Reality check: Scale still bites. Meta alone aimed for ~340k+ H100 GPUs by the end of 2024, illustrating how private fleets dwarf most public pools. So, what does this mean for us?

• H100 GPUs are NVIDIA’s high-end AI accelerators (designed for training and inference of large models).

• Having 340,000+ of them means Meta is building compute infrastructure worth ~$10B USD in GPUs alone (not counting energy, cooling, networking).

• The private “hyperscalers” (Meta, Google, Microsoft, Amazon) are playing at a completely different level. Public compute programs (like NAIRR in the U.S. or PAICE in Canada) can’t possibly compete on raw scale with the hyperscalers.

Because they can’t match hyperscalers machine-for-machine, public initiatives should make their limited compute capacity go furthest by targeting where it creates the most social value. For example:

1.       Prioritized queues for basic research and safety:

• Let academics and safety researchers skip the line.
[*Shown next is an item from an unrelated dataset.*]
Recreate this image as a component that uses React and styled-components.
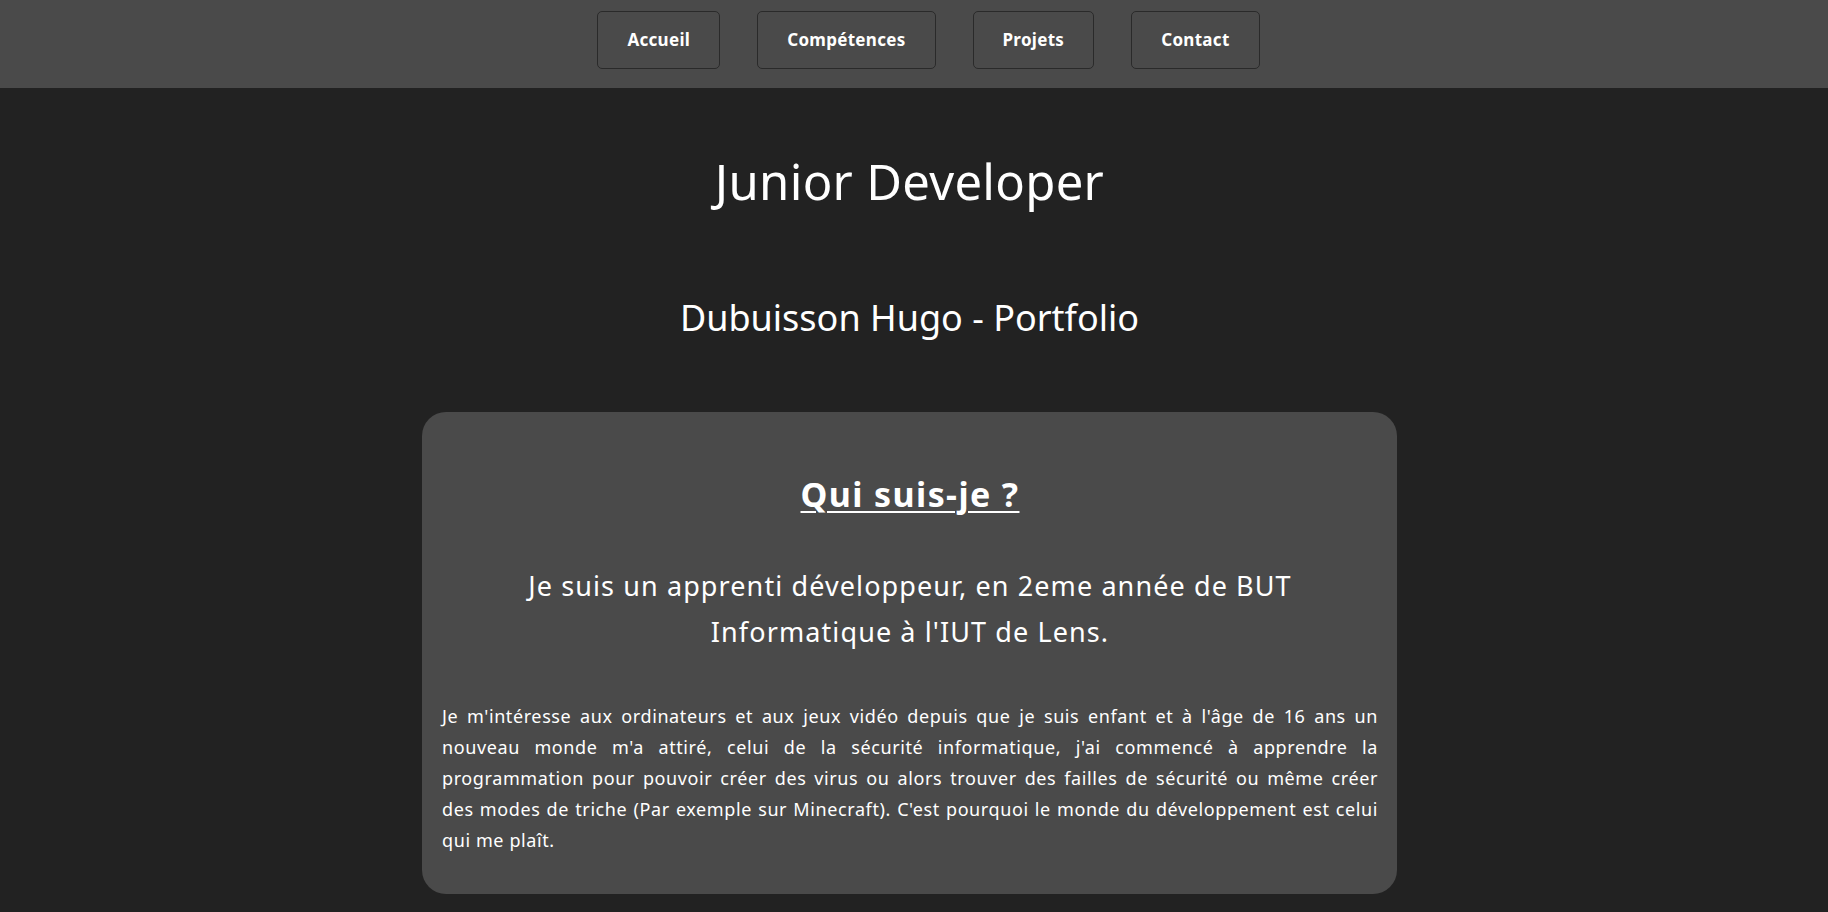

• These groups usually can’t afford GPU clusters, yet their work creates knowledge spillovers for everyone.

2.       Subsidized time for SMEs:

• Give small firms compute credits/grants so they can run training/fine-tuning experiments.

• Otherwise, only VC-backed or large-firm labs can play at the frontier.

3.       Turnkey MLOps so time-to-first-experiment is days—not months:

• MLOps = the tooling and infrastructure needed to get models from idea → training → deployment.

• If every SME or lab has to spend months setting up pipelines (data prep, logging, monitoring, cloud orchestration), then compute credits get wasted.

• Turnkey systems (like pre-built environments, APIs, and dev tools) reduce friction so that a researcher can go from idea to results in days.

• That’s critical: in fast-moving fields like AI, the cost of delay is as prohibitive as the cost of hardware.

Takeaways for leaders:

• Use the pools—but bring your stack. Treat NAIRR/AI Factories/AIRR as burst capacity — a place to test new models, validate early prototypes, or conduct safety/ethics research that benefits from neutral, academic oversight, not your only platform.

• Co-invest in data governance. Open data is only as credible as its provenance and red‑team hygiene; leaders should push Commons to publish structured documentation (source, filtering, IP checks).

• Design for portability. Make workloads redeployable across public pools and clouds; “exit options” are the best bargaining chip you have with vendors.